Full schedule of events

MARFA — The Chinati Foundation presents its 37th Chinati Weekend this Friday, October 11, through Sunday, October 13. Highlights of this year’s programming include an exhibition by Zoe Leonard, a solo performance by Kim Gordon, special guests Lynne Cooke, Natalie Diaz and Dolores Dorantes, and an open studio event with current artist in residence Willie Binnie.

A gathering started in 1987 by Chinati’s founder, the artist Donald Judd, this annual tradition offers visitors an opportunity to deepen their engagement with the foundation through open viewing of the collection, studio visits with artists, and public programs such as readings and concerts. 

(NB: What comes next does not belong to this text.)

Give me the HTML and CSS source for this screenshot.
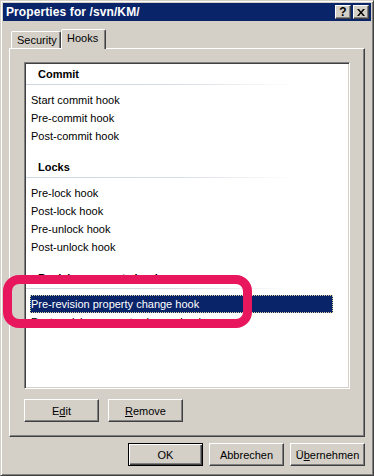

Chinati Weekend 2024 marks the opening of the first exhibition of Zoe Leonard’s Al río / To the River in the Americas. On view through June 2025, the photographic work follows the course of the Rio Grande/Río Bravo where the river is used to define the boundary between the United States and Mexico. Leonard’s work contemplates the intricate cultural, social, political, ecological and economic landscapes that comprise the 1,200 mile stretch of river from Ciudad Juárez and El Paso to the Gulf of Mexico and poses the question: What does it mean to ask a body of water to perform a political task?

Additional highlights include a conversation between Leonard and Lynne Cooke, a friend and collaborator who currently serves as senior curator in the department of modern and contemporary art at the National Gallery of Art; and readings by poets Natalie Diaz and Dolores Dorantes. Diaz was awarded the Pulitzer Prize in poetry in 2021 for her collection Postcolonial Love Poem, and Dorantes previously collaborated with Leonard on a book of photographs and experimental writing titled El Río / The River.

In addition to the aforementioned events, all of which are free and open to the public, Chinati will host a ticketed Benefit Dinner and After Party on Saturday, October 12, the proceeds of which support Chinati’s year-round operations. This year, Chinati is thrilled to present After Party music by Veteranas & Rucas, Quecholatanrica, and PROXYGENTE, an experimental ruido-cumbia project by Mateo Galindo and Jon Lujan. Taking place in the Arena — a former military gymnasium that Judd restored in the mid-1980s — the celebration will raise crucial funds for Chinati’s core initiatives: to present its collection to a broad public; to build community and support artists through public programs, artist residencies and exhibitions; and to care for the art, architecture and land that Donald Judd conceived as integral to Chinati.